First, we should draw near to God with a true heart, that is, with a sincere heart. Worship is not simply something that we come to do. Worship is not just a physical act. It is not sufficient to be at worship or to assume a reverent posture for worship as we come with fellow believers. It is not enough to worship simply with our lips, to go through the motions and the actions of worship. True worship involves the whole person—the heart as well as the mind, the soul as well as the body, what is internal as well as what is external. God can only be worshiped by us when our worship comes from the heart. Again, as Jesus said, “This people draweth near to me with their lips but their heart is far from me.” And that worship is vain.
That means for us that when we gather with God’s people in worship on the Lord’s Day and in the church, we have to be engaged in worship. We have to be thinking about what is going on. We have to work to avoid being distracted either by the things that are going on around us or the things that are going on in our minds. Are we listening to the words of worship, or are we simply mouthing them, or hearing them as sounds? Young people, children, think about this. Are you simply sitting through church to endure it? Are you simply singing words without thinking about them when you gather with God’s people in worship? If that is so, that is not true worship of God. Jesus says in John 4 that God seeks such to worship Him who worship Him in spirit and in truth. To worship God in truth is to worship the true God as He has made Himself known in the Scriptures through His Son Jesus Christ. To worship God in spirit means that your spirit is moved by the Spirit of God so that it is drawn towards God and engaged. There is something mysterious that goes on in worship. Our hearts are engaged and knit together with the heart and mind of God. They are lifted in faith.

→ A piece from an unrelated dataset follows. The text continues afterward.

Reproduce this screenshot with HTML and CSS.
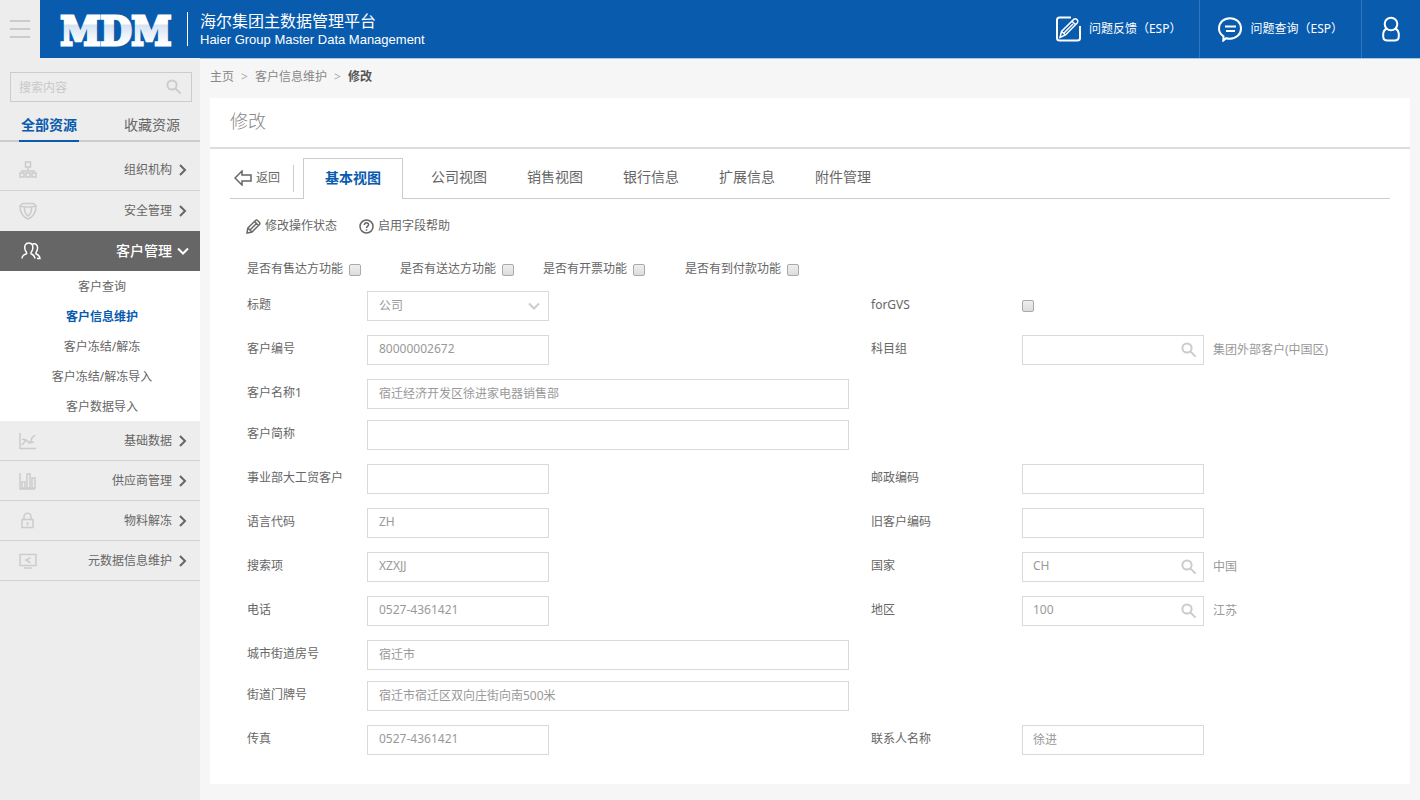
FILE: index.html
```html
<!DOCTYPE html>
<html lang="zh-CN">
<head>
<meta charset="utf-8">
<title>海尔集团主数据管理平台</title>
<link rel="stylesheet" href="styles.css">
</head>
<body>
<svg class="sprite" aria-hidden="true">
  <symbol id="i-search" viewBox="0 0 16 16"><circle cx="6" cy="6" r="4.6"/><path d="M9.6 9.6L14.6 14.6"/></symbol>
  <symbol id="i-right" viewBox="0 0 10 14"><path d="M2 2l5 5-5 5"/></symbol>
  <symbol id="i-down" viewBox="0 0 14 10"><path d="M2 2.500l5 5 5-5"/></symbol>
</svg>
<div class="top">
  <button class="toggle" type="button" aria-label="菜单"><svg width="20" height="20" viewBox="0 0 20 20"><path d="M0 2h20M0 10h20M0 18h20"/></svg></button>
  <header class="header">
    <svg class="logo" width="120" height="56" viewBox="0 0 120 56" role="img" aria-label="MDM">
      <defs><linearGradient id="metal" gradientUnits="userSpaceOnUse" x1="0" y1="10" x2="0" y2="46">
        <stop offset="0" stop-color="#fff"/><stop offset=".37" stop-color="#fff"/><stop offset=".38" stop-color="#d3e2f1"/><stop offset=".9" stop-color="#fff"/><stop offset="1" stop-color="#fff"/>
      </linearGradient></defs>
      <text class="logo-text" x="60" y="44" text-anchor="middle">MDM</text>
    </svg>
    <div class="brand">
      <div class="brand-cn">海尔集团主数据管理平台</div>
      <div class="brand-en">Haier Group Master Data Management</div>
    </div>
    <nav class="links">
      <a class="link" href="#">
        <svg width="26" height="26" viewBox="0 0 26 26"><path d="M16 1.500H4.500Q2 1.500 2 4v18q0 2.500 2.500 2.500h18Q25 24.500 25 22V10"/><path d="M5 21.500l1.500-6L19 3.200q1.500-1 3 .4 1.600 1.600.4 3.200L10.500 19zM6.500 15.500l4 3.500M17 5.200l3.500 3.500M9 17l9-9"/></svg>
        <span>问题反馈（ESP）</span></a>
      <a class="link" href="#">
        <svg width="24" height="26" viewBox="0 0 24 26"><path d="M5.500 20.300C2.700 18.500 1 15.800 1 12.500 1 6.500 5.900 2.200 12 2.200s11 4.300 11 10.300-4.900 10.200-11 10.200c-1.500 0-2.700-.2-3.800-.5L5.300 24.500zM7 10.500h11M8 15h9"/></svg>
        <span>问题查询（ESP）</span></a>
      <a class="user" href="#" aria-label="用户">
        <svg width="18" height="26" viewBox="0 0 18 26"><circle cx="9" cy="8" r="6.300"/><path d="M4.700 12.500C2.200 13.800 1.200 16 1.200 18.500v1.700q0 4.300 4.300 4.300h7q4.300 0 4.300-4.300v-1.700c0-2.500-1-4.700-3.500-6"/></svg>
      </a>
    </nav>
  </header>
</div>
<div class="body">
  <aside class="side">
    <div class="side-search">
      <input type="text" placeholder="搜索内容" aria-label="搜索内容">
      <button class="find" type="button" aria-label="搜索"><svg width="16" height="16"><use href="#i-search"/></svg></button>
    </div>
    <div class="side-tabs">
      <button class="side-tab on" type="button">全部资源</button>
      <button class="side-tab" type="button">收藏资源</button>
    </div>
    <nav>
      <a class="item first" href="#"><svg class="ico" viewBox="0 0 18 18"><path d="M6.500 1h5v5h-5zM9 6v4M3 12v-2h12v2M1 12h4v4H1zM7 12h4v4H7zM13 12h4v4h-4z"/></svg><span>组织机构</span><svg class="arr"><use href="#i-right"/></svg></a>
      <a class="item last" href="#"><svg class="ico" viewBox="0 0 18 18"><path d="M3.500 1.500h11L17 4c0 6-2 10.500-8 13C3 14.500 1 10 1 4zM5.500 5h7c.5 4-1 7-3.500 9-2.500-2-4-5-3.500-9zM1 4l4.500 1M17 4l-4.500 1"/></svg><span>安全管理</span><svg class="arr"><use href="#i-right"/></svg></a>
      <a class="item open" href="#"><svg class="ico people" viewBox="0 0 20 20"><path d="M1 17.500c0-3 1.500-3.800 4.500-4.700C6.300 12 5 10.800 4.200 9 3 5 4.300 2 7.800 2s4.800 3 3.600 7c-.8 1.800-2.100 3-1.300 3.800 1.700 1 3.400 1 3.900 4.700M11.500 3c3.500-1 6 1.500 4.700 6-.6 2-1.700 2.800-1.200 3.800 2 .9 4 1.500 4 4.700h-3"/></svg><span>客户管理</span><svg class="arr-d"><use href="#i-down"/></svg></a>
      <div class="sub">
        <a href="#">客户查询</a>
        <a class="on" href="#">客户信息维护</a>
        <a href="#">客户冻结/解冻</a>
        <a href="#">客户冻结/解冻导入</a>
        <a href="#">客户数据导入</a>
      </div>
      <a class="item" href="#"><svg class="ico" viewBox="0 0 18 18"><path d="M1 1v15.500h16M3 13l4-5 4 3 2-5 3-3M3 7l4 1 3 3 5-1"/></svg><span>基础数据</span><svg class="arr"><use href="#i-right"/></svg></a>
      <a class="item" href="#"><svg class="ico" viewBox="0 0 18 18"><path d="M1 1v16h15M3 10h3v6H3zM8 2h3v14H8zM13 6h3v10h-3z"/></svg><span>供应商管理</span><svg class="arr"><use href="#i-right"/></svg></a>
      <a class="item" href="#"><svg class="ico" viewBox="0 0 18 18"><path d="M3 7.500h11v8H3zM5 7V5c0-5 7-5 7-.5V7M8.500 10.500v3M7.500 11h2"/></svg><span>物料解冻</span><svg class="arr"><use href="#i-right"/></svg></a>
      <a class="item" href="#"><svg class="ico" viewBox="0 0 18 18"><path d="M1 2.500h16v11H1zM5 16h8M11 6L7 8l4 2.500M6.500 7.500v1M11 5.500v1M11 10v1"/></svg><span>元数据信息维护</span><svg class="arr"><use href="#i-right"/></svg></a>
    </nav>
  </aside>
  <main class="main">
    <nav class="crumbs"><a href="#">主页</a><i>&gt;</i><a href="#">客户信息维护</a><i>&gt;</i><b>修改</b></nav>
    <section class="card">
      <h1 class="title">修改</h1>
      <div class="tabs">
        <button class="back" type="button"><svg width="18" height="16" viewBox="0 0 18 16"><path d="M8 1L1 8l7 7v-4h9V5H8z"/></svg>返回</button>
        <button class="tab on" type="button">基本视图</button>
        <button class="tab" type="button">公司视图</button>
        <button class="tab" type="button">销售视图</button>
        <button class="tab" type="button">银行信息</button>
        <button class="tab" type="button">扩展信息</button>
        <button class="tab" type="button">附件管理</button>
      </div>
      <div class="tools">
        <button type="button"><svg width="15" height="15" viewBox="0 0 15 15"><path d="M1 14l.8-5L9.500 1.500q1-.8 2 0l2 2q.8 1 0 2L6 13zM1.800 9L6 13M4 11l7-7M8.500 2.500l4 4"/></svg>修改操作状态</button>
        <button type="button"><svg width="15" height="15" viewBox="0 0 15 15"><circle cx="7.500" cy="7.500" r="6.500"/><path d="M5.300 6c0-3 4.500-2.700 4.300-.2C9.500 7.200 7.500 7.200 7.500 9M7.500 10.300v1.500"/></svg>启用字段帮助</button>
      </div>
      <form class="form">
        <div class="checks">
          <label>是否有售达方功能<input type="checkbox"></label>
          <label>是否有送达方功能<input type="checkbox"></label>
          <label>是否有开票功能<input type="checkbox"></label>
          <label>是否有到付款功能<input type="checkbox"></label>
        </div>
        <div class="row">
          <label for="f1">标题</label>
          <div class="cell"><div class="box"><select id="f1"><option>公司</option></select><svg class="caret"><use href="#i-down"/></svg></div></div>
          <label for="g1">forGVS</label>
          <div class="cell"><input id="g1" type="checkbox"></div>
        </div>
        <div class="row">
          <label for="f2">客户编号</label>
          <div class="cell"><div class="box"><input id="f2" type="text" value="80000002672"></div></div>
          <label for="g2">科目组</label>
          <div class="cell right"><div class="box"><input id="g2" type="text"><button class="find" type="button" aria-label="查找"><svg width="16" height="16"><use href="#i-search"/></svg></button></div><span class="note">集团外部客户(中国区)</span></div>
        </div>
        <div class="row wide">
          <label for="f3">客户名称1</label>
          <div class="cell"><input id="f3" type="text" value="宿迁经济开发区徐进家电器销售部"></div>
        </div>
        <div class="row">
          <label for="f4">客户简称</label>
          <div class="cell long"><input id="f4" type="text"></div>
        </div>
        <div class="row">
          <label for="f5">事业部大工贸客户</label>
          <div class="cell"><div class="box"><input id="f5" type="text"></div></div>
          <label for="g5">邮政编码</label>
          <div class="cell right"><div class="box"><input id="g5" type="text"></div></div>
        </div>
        <div class="row">
          <label for="f6">语言代码</label>
          <div class="cell"><div class="box"><input id="f6" type="text" value="ZH"></div></div>
          <label for="g6">旧客户编码</label>
          <div class="cell right"><div class="box"><input id="g6" type="text"></div></div>
        </div>
        <div class="row">
          <label for="f7">搜索项</label>
          <div class="cell"><div class="box"><input id="f7" type="text" value="XZXJJ"></div></div>
          <label for="g7">国家</label>
          <div class="cell right"><div class="box"><input id="g7" type="text" value="CH"><button class="find" type="button" aria-label="查找"><svg width="16" height="16"><use href="#i-search"/></svg></button></div><span class="note">中国</span></div>
        </div>
        <div class="row">
          <label for="f8">电话</label>
          <div class="cell"><div class="box"><input id="f8" type="text" value="0527-4361421"></div></div>
          <label for="g8">地区</label>
          <div class="cell right"><div class="box"><input id="g8" type="text" value="100"><button class="find" type="button" aria-label="查找"><svg width="16" height="16"><use href="#i-search"/></svg></button></div><span class="note">江苏</span></div>
        </div>
        <div class="row wide">
          <label for="f9">城市街道房号</label>
          <div class="cell"><input id="f9" type="text" value="宿迁市"></div>
        </div>
        <div class="row">
          <label for="f10">街道门牌号</label>
          <div class="cell long"><input id="f10" type="text" value="宿迁市宿迁区双向庄街向南500米"></div>
        </div>
        <div class="row">
          <label for="f11">传真</label>
          <div class="cell"><div class="box"><input id="f11" type="text" value="0527-4361421"></div></div>
          <label for="g11">联系人名称</label>
          <div class="cell right"><div class="box"><input id="g11" type="text" value="徐进"></div></div>
        </div>
      </form>
    </section>
  </main>
</div>
</body>
</html>
```
FILE: styles.css
```css
* { box-sizing: border-box; }
body {
  margin: 0;
  min-height: 100vh;
  display: flex;
  flex-direction: column;
  background: #f6f6f6;
  color: #666;
  font: 12px/20px "Noto Sans", "Noto Sans CJK SC", sans-serif;
}
a { color: inherit; text-decoration: none; }
button, input, select { font: inherit; color: inherit; }
button { border: 0; padding: 0; background: none; cursor: pointer; }
svg { fill: none; stroke: currentColor; flex: none; }
.sprite { position: absolute; width: 0; height: 0; }

.top { display: flex; height: 58px; }
.toggle { width: 40px; background: #ededed; color: #ccc; display: grid; place-items: center; }
.toggle svg { stroke-width: 2; }
.header {
  flex: 1;
  display: flex;
  align-items: center;
  padding-left: 16px;
  background: #095bae;
  color: #fff;
  box-shadow: 0 1px #a9c6e2;
}
.logo { overflow: visible; }
.logo-text {
  font: bold 40px/56px "DejaVu Serif Condensed", "DejaVu Serif", serif;
  fill: url(#metal);
  stroke: url(#metal);
  stroke-width: 3;
}
.brand { margin-left: 11px; padding-left: 12px; border-left: 1px solid #fff; height: 34px; }
.brand-cn { font-size: 16px; line-height: 18px; }
.brand-en { font: 13px/20px "Liberation Sans", Arial, sans-serif; }
.links { margin-left: auto; display: flex; align-self: stretch; }
.link { display: flex; align-items: center; gap: 8px; padding: 0 18px; border-right: 1px solid #2f77c0; }
.links svg { stroke-width: 2; }
.link path + path { stroke-width: 1.5; }
.user { width: 58px; display: grid; place-items: center; }

.body { flex: 1; display: flex; }
.side { width: 200px; flex: none; background: #ededed; padding-top: 14px; }
.side-search { position: relative; margin: 0 8px 0 10px; }
.side-search input {
  display: block;
  width: 100%;
  height: 30px;
  padding: 0 8px;
  border: 1px solid #ccc;
  background: none;
  outline: 0;
}
.side-search input::placeholder { color: #c8c8c8; opacity: 1; }
.find { position: absolute; right: 7px; top: 7px; width: 16px; height: 16px; color: #ccc; }
.find svg { display: block; stroke-width: 2; }
.side-search .find { right: 10px; }
.side-tabs { display: flex; justify-content: space-between; padding: 7px 18px 0 19px; border-bottom: 2px solid #ccc; }
.side-tab { height: 33px; width: 60px; margin-bottom: -2px; font-size: 14px; line-height: 30px; border-bottom: 2px solid transparent; }
.side-tab.on { color: #095bae; font-weight: bold; border-color: #095bae; }
.item { display: flex; align-items: center; height: 40px; padding: 0 12px 0 19px; border-bottom: 1px solid #d2d2d2; }
.item span { flex: 1; text-align: right; padding-right: 6px; }
.item.first { height: 49px; padding-top: 8px; }
.item.last { border: 0; }
.ico { width: 18px; height: 18px; color: #ccc; stroke-width: 1.5; }
.arr { width: 10px; height: 14px; stroke-width: 2; }
.arr-d { width: 14px; height: 10px; stroke-width: 2; }
.item.open { background: #666; color: #fff; border: 0; font-size: 14px; font-weight: 500; padding: 0 10px 0 20px; }
.item.open span { padding-right: 4px; }
.people { width: 22px; height: 20px; color: #fff; stroke-width: 1.5; }
.sub { background: #fff; padding: 1px 0 0 4px; height: 150px; text-align: center; line-height: 30px; }
.sub a { display: block; }
.sub .on { color: #095bae; font-weight: bold; }

.main { flex: 1; min-width: 0; padding: 9px 10px 16px; }
.crumbs { display: flex; color: #888; height: 31px; }
.crumbs i { font-style: normal; color: #aaa; width: 21px; text-align: center; }
.crumbs b { color: #555; }
.card { background: #fff; padding-bottom: 29px; }
.title { margin: 0; height: 51px; padding-left: 20px; font-size: 18px; line-height: 46px; font-weight: 300; color: #888; border-bottom: 2px solid #ddd; }
.tabs { display: flex; margin: 9px 20px 0; height: 41px; border-bottom: 1px solid #ccc; }
.back { display: flex; align-items: center; gap: 4px; align-self: center; height: 27px; width: 64px; margin-right: 9px; padding-left: 4px; border-right: 1px solid #ccc; }
.back svg, .tools svg { stroke-width: 1.5; }
.tab { padding: 0 20px 2px; font-size: 14px; }
.tab.on { height: 41px; padding: 0 21px 3px; margin-right: 8px; border: 1px solid #ccc; border-bottom: 0; background: #fff; color: #095bae; font-weight: bold; }
.tools { display: flex; gap: 22px; margin: 17px 0 0 36px; }
.tools button { display: flex; align-items: center; gap: 4px; }
.form { margin: 23px 20px 0 37px; }
.checks { display: grid; grid-template-columns: 153px 143px 142px auto; margin-bottom: 12px; }
.checks label { display: flex; align-items: center; gap: 6px; }
input[type="checkbox"] {
  appearance: none;
  width: 12px;
  height: 12px;
  margin: 2px 0 0;
  border: 1px solid #aaa;
  border-radius: 2px;
  background: linear-gradient(#eee, #dcdcdc);
}
.row { display: grid; grid-template-columns: 120px minmax(0, 504fr) 151px minmax(0, 368fr); min-height: 30px; margin-bottom: 14px; }
.row.wide { margin-bottom: 11px; }
.row:last-child { margin-bottom: 0; }
.row > label { line-height: 28px; }
.row .cell > input[type="checkbox"] { margin-top: 0; }
.cell { display: flex; align-items: center; }
.wide .cell, .long { padding-right: 22px; }
.box { position: relative; width: 182px; }
.row input[type="text"], .row select {
  display: block;
  width: 100%;
  height: 30px;
  padding: 0 11px 3px;
  border: 1px solid #d9d9d9;
  border-radius: 0;
  background: #fff;
  color: #999;
  outline: 0;
  appearance: none;
}
.row select { padding-bottom: 1px; }
.right input[type="text"] { padding-left: 10px; }
.caret { position: absolute; right: 8px; top: 10px; width: 14px; height: 10px; color: #ccc; stroke-width: 2; pointer-events: none; }
.note { margin-left: 9px; color: #999; }
```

So, our heart must be sincere. It must be honest. There must be a genuineness and truth as we come to God. We can trick ourselves by being engaged in worship, but compartmentalizing our lives, having a heart that is not true to God, a life that is hypocritical, and then going through the motions of worship. That is not true worship. What would you say of a man who says to his wife, “I love you,” and who engages in conversation and friendship with her, but, as soon as he leaves the house, he is on the phone with another woman, he is involved in an extra-marital affair? This man does not have a true heart. So with us. Our worship must involve the whole man and our whole lives. And that sincerity is explained in the rest of the verse.
In the second place, as regards the manner of our approach to God in worship, we are to draw near to Him in full assurance of faith. That means, first, that we come by faith, not by works, not by self-righteousness, not by the worthiness of our strength or our works or even the worthiness of our faith; but we come by faith in the work of Jesus Christ alone and trusting the promises of God’s Word. Faith looks away from self to God. We look to Jesus (Heb. 12), the author and finisher of our faith.
Then we can come in full assurance. What is that? That is absolute confidence, confidence not only in the truth of God’s Word and the reality of God, but confidence concerning our own salvation and that God receives me as I come. This is what God wills for His people. A doubting heart is not a sincere heart. James says, “If any man lack wisdom, let him ask of God and let him ask in faith, nothing wavering, because a double-minded man is unstable in all his ways.” When we have doubt as we come before God, then we question the power of the blood of Christ. Doubting is challenging the sufficiency of the cross and death of Jesus Christ.
So, we should come in full assurance of faith, looking to Jesus. Then we can truly worship God in gratitude.
Now, this is not to say that the insincere and the doubting Christian should not come, that the timid Christian should turn away. No, this is an encouragement to come more earnestly in the worship, to come in repentance and sincerity, and to come trusting Christ and the promises of God’s Word.
Then, third, as regard to manner of our approach, the writer says here in Hebrews 10:22 that we should come as those who are washed and clean. Here the writer has in mind the Old Testament ceremonial washings that were familiar to the Hebrew Christians. Before the priest could come into the Holy Place, he had to wash himself with water, he had to wash his clothes, and then he would be sprinkled with blood and cleansed with the blood of a substitutionary sacrifice. And then he could come.
We are a priesthood. We enter into the presence of God, not now with the cleansing of external washings but, as Ezekiel 36:25 puts it, this is God’s Word in the new covenant: “Then will I sprinkle clean water upon you, and ye shall be clean: from all your filthiness, and from all your idols, will I cleanse you.” What is that purification? The text mentions the purification both of heart (or conscience) and of body. The sprinkling of our heart from an evil conscience is knowing the forgiveness of our sins and pardon of our sins through the blood of Jesus Christ. Then our conscience is cleared. Then it no longer accuses us of sins. Having our bodies washed with pure water refers to the washing of our lives—something that we need repeatedly and daily, without which we cannot come to God. In Psalm 24: “Who shall ascend into the hill of the Lord, or who shall stand in his holy place? He that hath clean hands and a pure heart.” Only then can we worship. And this reiterates the sincerity that is needed as we come and worship—a conscience forgiven so that we can come in full assurance; a life of godliness and holiness. You cannot come from a life of unholiness and wickedness and sin and hypocrisy without repentance and expect that God will receive you in worship.
This, of course, takes us back to the foundations for worship in the previous verses. The washing of our conscience, the washing away of our sins, the sanctifying of our lives is based on the foundation of the blood and sacrifice of Jesus Christ. Our High Priest, who is pure, has made a sacrifice, and it is His holiness and His sacrifice that make possible our coming in worship. We come washed in the blood of Jesus.
And so, let us draw near, let us draw near to God, let us draw near to God in full assurance of faith, having our hearts sprinkled from an evil conscience and our bodies washed with pure water. Then we can be sure that God will receive us in mercy.
Let us pray.
Father, we thank Thee for the ability that we have to worship Thee as well as the right that we have to worship Thee. And we thank Thee that these are given to us through the blood of Thy Son Jesus Christ. We pray, Lord, that Thou wilt give us sincerity of heart as we draw near to Thee so that we seek Thy glory and Thy majesty in worship first of all, and find our delight in Thee, and in this way be lifted on high to Jesus Christ at Thy right hand in praise and worship. We ask it for Jesus’ sake. Amen.